まずは、有田町のサテライトオフィスであり、まちづくりの活動拠点となっている「まちのオフィス 春陽堂」に有田内山まちづくり会議の部会長 清水耕一郎さん、副部会長の手塚秀樹さん、山口隆敏町長から、「まちづくりの取組」や「目指すまちづくり像」についてお話を伺いました。
この有田内山まちづくり会議は、地域住民の皆さんが一体となって“新生”まちづくりを進めるべく、歴史的価値の再認識や空き家の活用策など具体的な方策を検討するために立ち上げられた会議だそうです。
清水さんからは「まちづくり会議では、まずは今あるお店をもっと活気づけること、次に空き家の活用策を考えること、そしてこの街を歩いて楽しくしていこうということ、最後にこれから始まるまちづくりを物語として伝えていけるようにしようという四つの方針を立てました」と、これから目指すまちづくりについて熱く語っていただきました。 「今年の夏には地元商店街の皆さんが協力してミストシャワーの設置を計画しています」と手塚さん。早速、具体的な取組が動き出しているようです。 山口町長からは「有田陶器市などの文化を通じて交流人口が増えることで空き家が解消したり、まちが活性化していくと思います」というお話がありました。 また、「地域の皆さんがどのようなくらしをしたいかというところからまちづくりは始まります」と清水さん。 私も、すばらしい街並みを持つこの有田町では単に移住政策を進めていくだけではなく、まちづくりと一緒に盛り上げていくことが大切だと思いました。 有田内山まちづくり会議の皆さんや地域商店街の皆さんが楽しんで取り組まれている様子ややる気を肌で感じ、このような方々がいらっしゃる地域がもっと増えるといいなと思いました。 続いて有田内山のまちを皆で歩きます。

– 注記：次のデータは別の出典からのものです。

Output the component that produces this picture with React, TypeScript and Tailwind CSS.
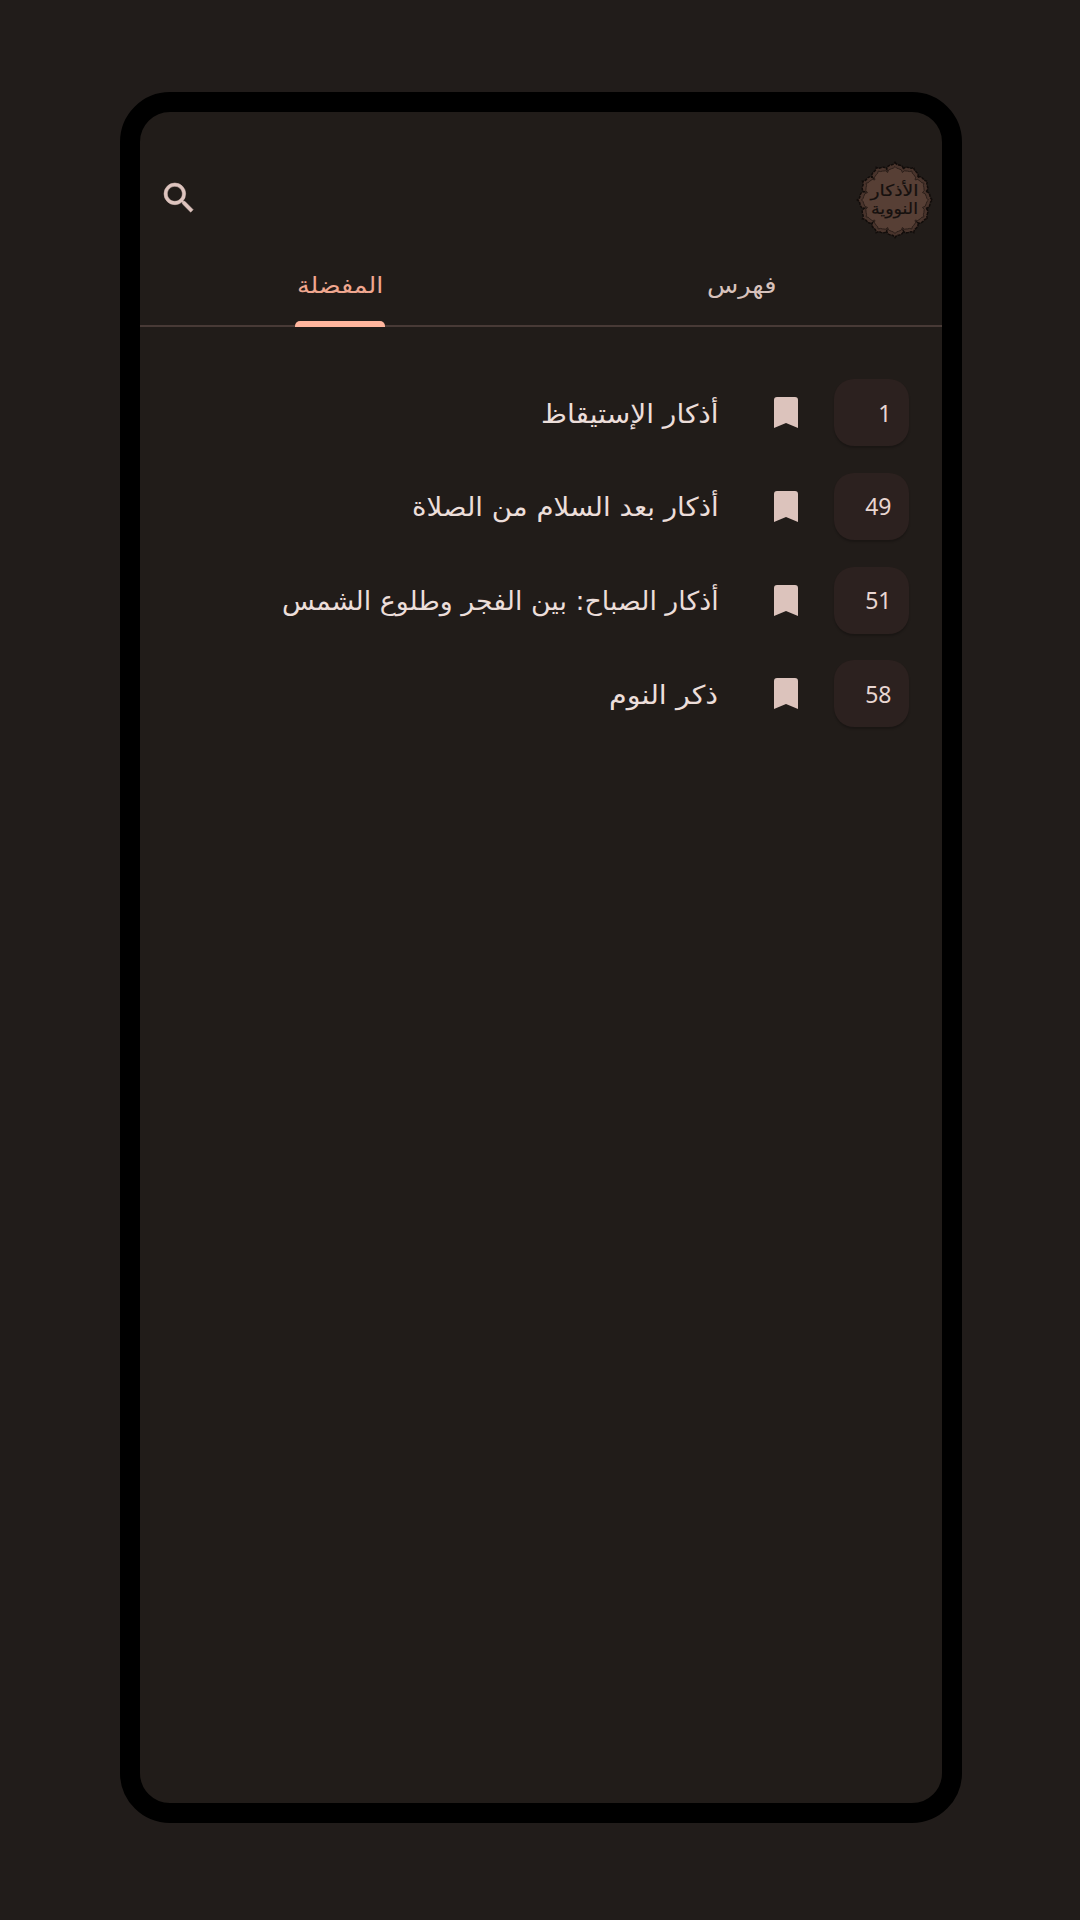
import React from "react";

const rows = [
  { n: "1", text: "أذكار الإستيقاظ", width: 178 },
  { n: "49", text: "أذكار بعد السلام من الصلاة", width: 307 },
  { n: "51", text: "أذكار الصباح: بين الفجر وطلوع الشمس", width: 437 },
  { n: "58", text: "ذكر النوم", width: 109 },
];

/* Arabic label condensed or widened to a fixed measure. */
function Label({ text, width, className }: { text: string; width: number; className: string }) {
  const ref = React.useRef<HTMLSpanElement>(null);
  const [scale, setScale] = React.useState(1);
  React.useLayoutEffect(() => {
    if (ref.current) setScale(width / ref.current.offsetWidth);
  }, [width]);
  return (
    <div className="flex justify-start" style={{ width }}>
      <span
        ref={ref}
        className={`block shrink-0 origin-right whitespace-nowrap ${className}`}
        style={{ transform: `scaleX(${scale})` }}
      >
        {text}
      </span>
    </div>
  );
}

function badgePath(r: number) {
  const petals = 12;
  let d = "";
  for (let i = 0; i < petals; i++) {
    const step = (Math.PI * 2) / petals;
    const a = i * step - Math.PI / 2;
    const p = (ang: number, rad: number) =>
      `${(37 + Math.cos(ang) * rad).toFixed(2)} ${(37 + Math.sin(ang) * rad).toFixed(2)}`;
    if (i === 0) d += `M${p(a, r)}`;
    d += `Q${p(a + step * 0.08, r * 0.94)} ${p(a + step * 0.22, r * 0.94)}`;
    d += `Q${p(a + step * 0.45, r * 0.94)} ${p(a + step * 0.5, r * 0.85)}`;
    d += `Q${p(a + step * 0.55, r * 0.94)} ${p(a + step * 0.78, r * 0.94)}`;
    d += `Q${p(a + step * 0.92, r * 0.94)} ${p(a + step, r)}`;
  }
  return d + "Z";
}

function Logo() {
  return (
    <svg width="74" height="74" viewBox="0 0 74 74" className="mt-px block overflow-visible">
      <path d={badgePath(37.5)} fill="#49342c" stroke="#110c0a" strokeWidth="1.5" strokeDasharray="3 0.8" />
      <path d={badgePath(33.5)} fill="#573f35" stroke="#2b1e19" strokeWidth="1" />
      <g
        fill="#15100e"
        stroke="#15100e"
        strokeWidth="0.2"
        textAnchor="middle"
        fontFamily="'DejaVu Sans', sans-serif"
        fontSize="16"
        direction="rtl"
      >
        <text x="36.5" y="32.5" textLength="48" lengthAdjust="spacingAndGlyphs">الأذكار</text>
        <text x="36.5" y="51.3" textLength="47" lengthAdjust="spacingAndGlyphs">النووية</text>
      </g>
    </svg>
  );
}

export default function App() {
  return (
    <div
      dir="rtl"
      className="h-[1920px] w-[1080px] overflow-hidden bg-[#211c1a] pt-[92px] pr-[118px] font-['DejaVu_Sans',sans-serif]"
    >
      <div className="h-[1731px] w-[842px] rounded-[50px] border-20 border-black bg-[#211c19]">
        <header className="flex h-[137px] items-start justify-between pt-[50px] pr-[10px] pl-[19px]">
          <Logo />
          <svg
            width="40"
            height="40"
            viewBox="0 0 24 24"
            className="mt-4 block"
            fill="#dec4be"
            stroke="#dec4be"
            strokeWidth="0.3"
          >
            <path d="M15.5 14h-.79l-.28-.27A6.47 6.47 0 0 0 16 9.5 6.5 6.5 0 1 0 9.5 16c1.61 0 3.09-.59 4.23-1.57l.27.28v.79l5 4.99L20.49 19l-4.99-5zm-6 0C7.01 14 5 11.99 5 9.5S7.01 5 9.5 5 14 7.01 14 9.5 11.99 14 9.5 14z" />
          </svg>
        </header>

        <nav className="flex h-[78px] border-b-2 border-[#483a36]">
          <div className="flex flex-1 justify-center pt-[20px]">
            <Label text="فهرس" width={69} className="text-[23px] leading-8 text-[#d8c2bc]" />
          </div>
          <div className="flex flex-1 flex-col items-center pt-[20px] pr-px">
            <Label text="المفضلة" width={86} className="text-[23px] leading-8 text-[#f0a78f]" />
            <div className="mt-5 h-[6px] w-[90px] shrink-0 rounded-t-[5px] bg-[#ffb59d]" />
          </div>
        </nav>

        <main className="flex flex-col gap-[26.8px] pt-[52px] pr-[33.5px]">
          {rows.map((r) => (
            <div key={r.n} className="flex h-[67px] items-center">
              <div className="flex h-[67px] w-[75px] items-center justify-start rounded-[20px] bg-[#2c211f] pr-[17px] shadow-[0_2px_2px_rgba(0,0,0,0.22)]">
                <span className="font-['Noto_Sans',sans-serif] text-[23px] leading-8 text-[#e8d6d1]">{r.n}</span>
              </div>
              <svg width="24" height="31" viewBox="0 0 24 31" className="mr-[35.5px] block" fill="#dcc3bc">
                <path d="M3 0H21Q24 0 24 3V31L12 26L0 31V3Q0 0 3 0Z" />
              </svg>
              <div className="mr-[55.5px] pt-[2px]">
                <Label text={r.text} width={r.width} className="text-[26px] leading-9 text-[#ecdeda]" />
              </div>
            </div>
          ))}
        </main>
      </div>
    </div>
  );
}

今回、街並みをご案内いただいたのは、ボランティアで有田の歴史や文化を紹介するお手伝いをされている「有田れきみん応援団」の皆さんです。
最初に、県の重要文化財である「有田異人館」を訪問しました。県で最も古い洋風建築物で、大正時代の記録をもとに現在復元修理中とのこと。有田焼創業400年を迎える平成28年10月に完成するそうなので、今からとても楽しみです。

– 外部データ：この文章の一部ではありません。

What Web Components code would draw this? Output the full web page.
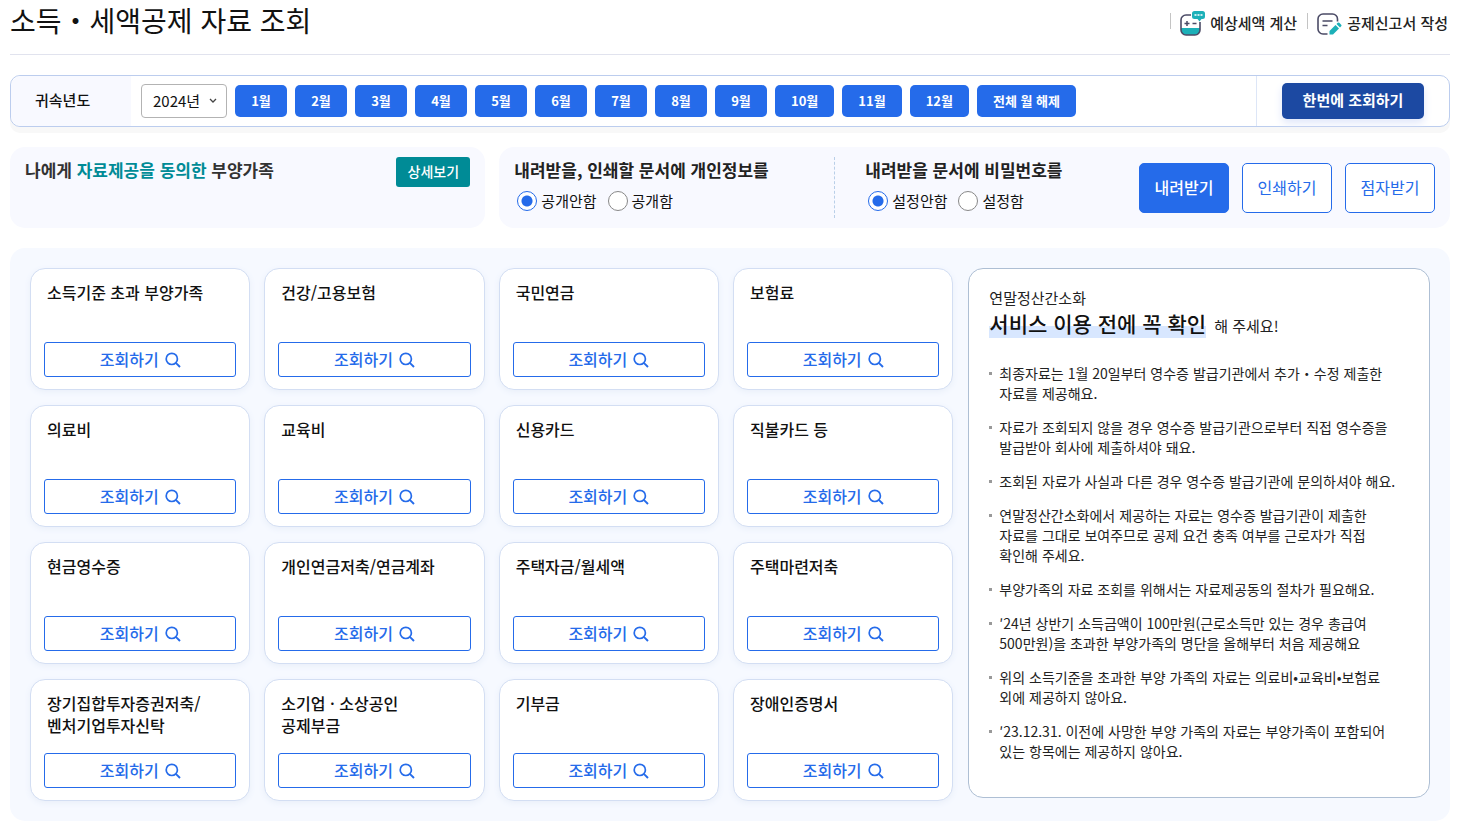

陶山神社や明治時代に造られた建物などの説明を受けながら、途中、今右衛門窯へ立ち寄りました。昔ながらの家屋を拝見させていただき、14代今泉今右衛門さんにも、まちづくりについてお話を伺いました。「街並みの魅力は、昔からずっと住んでいる地元の人にとっては分かりにくいものです」と今右衛門さん。

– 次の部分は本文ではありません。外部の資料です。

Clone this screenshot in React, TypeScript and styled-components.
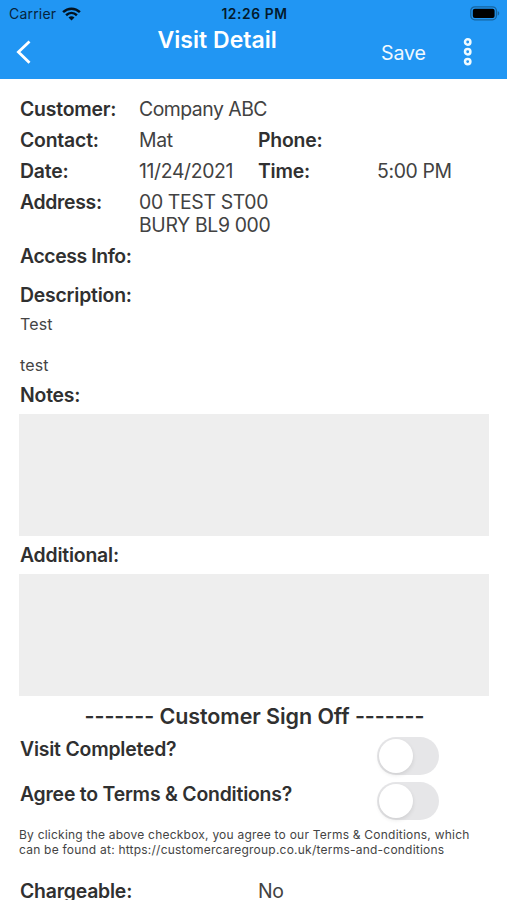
import React from "react";
import styled, { createGlobalStyle } from "styled-components";

const Global = createGlobalStyle`
  * { box-sizing: border-box; }
  html, body { margin: 0; background: #fff; }
  body { height: 900px; overflow: hidden; font-family: Inter, "Liberation Sans", sans-serif; color: #303030; }
`;

const Screen = styled.main`
  width: 507px;
  height: 900px;
  overflow: hidden;
  background: #fff;
`;

const Header = styled.header`
  height: 79px;
  background: #2196f3;
  display: flex;
  flex-direction: column;
`;

const StatusBar = styled.div`
  height: 27px;
  flex: none;
  padding: 0 7px 0 9px;
  display: grid;
  grid-template-columns: 1fr auto 1fr;
  align-items: center;
  line-height: 26px;
  color: #06243d;
`;

const Carrier = styled.div`
  display: flex;
  align-items: center;
  gap: 6px;
  font-size: 14px;
  letter-spacing: 0.2px;
`;

const Clock = styled.div`
  color: #031a2c;
  font-size: 13.8px;
  font-weight: 600;
  letter-spacing: 0.6px;
  white-space: nowrap;
`;

const Battery = styled.svg`
  justify-self: end;
`;

const NavBar = styled.div`
  height: 52px;
  display: grid;
  grid-template-columns: 157.5px 1fr 52px 74px;
  color: #fff;
`;

const BackButton = styled.button`
  border: 0;
  padding: 12px 0 0 15px;
  background: none;
  display: flex;
  align-items: flex-start;
`;

const Title = styled.h1`
  margin: 0;
  font-size: 23px;
  line-height: 27px;
  font-weight: 600;
  letter-spacing: 0.03px;
  white-space: nowrap;
`;

const SaveButton = styled.button`
  border: 0;
  padding: 0;
  background: none;
  color: #f0f9ff;
  font: 400 19.6px/52px Inter, sans-serif;
  letter-spacing: -0.1px;
  text-align: left;
`;

const MenuButton = styled.button`
  border: 0;
  padding: 10px 0 0 29px;
  background: none;
  display: flex;
  align-items: flex-start;
`;

const Content = styled.div`
  padding: 19px 18px 0 20px;
`;

const Details = styled.div`
  display: grid;
  grid-template-columns: 119px 119px 119px 1fr;
  row-gap: 8px;
`;

const Label = styled.div<{ $top?: number; $spacing?: number }>`
  margin-top: ${(p) => p.$top ?? 0}px;
  font-size: 19.4px;
  line-height: 23px;
  font-weight: 600;
  letter-spacing: ${(p) => p.$spacing ?? -0.2}px;
  white-space: nowrap;
`;

const Value = styled.div<{ $span?: number; $spacing?: number }>`
  grid-column: span ${(p) => p.$span ?? 1};
  font-size: 19.4px;
  line-height: 23px;
  letter-spacing: ${(p) => p.$spacing ?? -0.35}px;
  color: #424242;
  white-space: pre;
`;

const Description = styled.p`
  margin: 7px 0 0;
  font-size: 16px;
  line-height: 20.4px;
  letter-spacing: 0.15px;
  white-space: pre-line;
  color: #444;
`;

const NoteArea = styled.div`
  height: 122px;
  margin: 7px 0 0 -1px;
  background: #eee;
`;

const SectionTitle = styled.h2`
  margin: 7px 0 7px;
  text-align: center;
  font-size: 21.5px;
  line-height: 27px;
  font-weight: 600;
  letter-spacing: -0.07px;
  white-space: nowrap;
`;

const ToggleRow = styled.div`
  height: 45px;
  display: grid;
  grid-template-columns: 357px 1fr;
`;

const Switch = styled.button`
  width: 62px;
  height: 38px;
  padding: 2px;
  border: 0;
  border-radius: 19px;
  background: #e6e6e8;
`;

const Knob = styled.span`
  display: block;
  width: 34px;
  height: 34px;
  border-radius: 50%;
  background: #fff;
  box-shadow: 0 2px 4px rgba(0, 0, 0, 0.1);
`;

const Terms = styled.p`
  margin: 1px 0 0 -1px;
  font-size: 12px;
  line-height: 14.3px;
  letter-spacing: 0.225px;
  color: #444;
  white-space: nowrap;
`;

const ChargeRow = styled.div`
  margin-top: 23px;
  display: grid;
  grid-template-columns: 238px 1fr;
`;

function Toggle({ label, top = 0 }: { label: string; top?: number }) {
  return (
    <ToggleRow>
      <Label $top={top}>{label}</Label>
      <Switch role="switch" aria-checked={false} aria-label={label}>
        <Knob />
      </Switch>
    </ToggleRow>
  );
}

export default function App() {
  return (
    <Screen>
      <Global />
      <Header>
        <StatusBar>
          <Carrier>
            Carrier
            <svg width="19" height="14" viewBox="0 0 19 14" fill="none" stroke="#031320" strokeWidth="2.5">
              <path d="M1.1 5.1C5.9.5 13.1.5 17.9 5.1" />
              <path d="M4.1 8.2c3.2-2.9 7.6-2.9 10.8 0" />
              <path d="M6.5 10.5c1.8-1.6 4.2-1.6 6 0l-3 3z" fill="#031320" stroke="none" />
            </svg>
          </Carrier>
          <Clock>12:26 PM</Clock>
          <Battery width="30" height="15" viewBox="0 0 30 15">
            <rect x=".8" y=".8" width="25.6" height="13" rx="4" fill="none" stroke="#16649f" strokeWidth="1.3" />
            <rect x="2.8" y="2.7" width="21.8" height="9.2" rx="2" fill="#000" />
            <path d="M27.7 5c2 .8 2 3.8 0 4.6z" fill="#16649f" />
          </Battery>
        </StatusBar>
        <NavBar>
          <BackButton aria-label="Back">
            <svg width="16" height="26" viewBox="0 0 16 26" fill="none" stroke="#fff" strokeWidth="2.8">
              <path d="M14.5 2.4 3.4 13l11.1 10.8" />
            </svg>
          </BackButton>
          <Title>Visit Detail</Title>
          <SaveButton>Save</SaveButton>
          <MenuButton aria-label="More options">
            <svg width="12" height="30" viewBox="0 0 12 30" fill="none" stroke="#f0fbff" strokeWidth="2.5">
              <circle cx="5.7" cy="5" r="2.7" />
              <circle cx="5.7" cy="14.8" r="2.7" />
              <circle cx="5.7" cy="24.6" r="2.7" />
            </svg>
          </MenuButton>
        </NavBar>
      </Header>
      <Content>
        <Details>
          <Label>Customer:</Label>
          <Value $span={3} $spacing={-0.5}>Company ABC</Value>
          <Label>Contact:</Label>
          <Value>Mat</Value>
          <Label>Phone:</Label>
          <Value />
          <Label>Date:</Label>
          <Value>11/24/2021</Value>
          <Label>Time:</Label>
          <Value>5:00 PM</Value>
          <Label $spacing={-0.3}>Address:</Label>
          <Value $span={3}>{"00 TEST ST00\nBURY BL9 000"}</Value>
          <Label $spacing={-0.4}>Access Info:</Label>
        </Details>
        <Label $top={16}>Description:</Label>
        <Description>{"Test\n\ntest"}</Description>
        <Label $top={9}>Notes:</Label>
        <NoteArea />
        <Label $top={8}>Additional:</Label>
        <NoteArea />
        <SectionTitle>------- Customer Sign Off -------</SectionTitle>
        <Toggle label="Visit Completed?" top={1} />
        <Toggle label="Agree to Terms & Conditions?" top={1} />
        <Terms>
          By clicking the above checkbox, you agree to our Terms &amp; Conditions, which
          <br />
          can be found at: https://customercaregroup.co.uk/terms-and-conditions
        </Terms>
        <ChargeRow>
          <Label>Chargeable:</Label>
          <Value>No</Value>
        </ChargeRow>
      </Content>
    </Screen>
  );
}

確かに、日常風景にある本物の魅力には、なかなか気がつきにくいものです。
有田内山まちづくり会議の中心となって活動されている清水さんは、県外のご出身とのこと。地元の人が今まで気が付かなかった魅力について、しっかりと発掘していただける清水さんの存在は、とても心強く感じました。
最後に赤絵座を訪問しました。
この赤絵座は、有田で作陶する若手作家の独立の支援を行う場所で、現在、有田窯業大学校を卒業された西 隆行さんがこの赤絵座で活動されています。
ここでは西さんの作陶の様子を見学したり、絵付け体験やろくろ体験もできます。
「手作り感を出すため、形が少しずつ違いますし、釉薬の溶け具合によって表情が変わってきます」と西さん。
涼しげな風合いの中に、柔らかい温かみのある西さんの作品に魅了されました。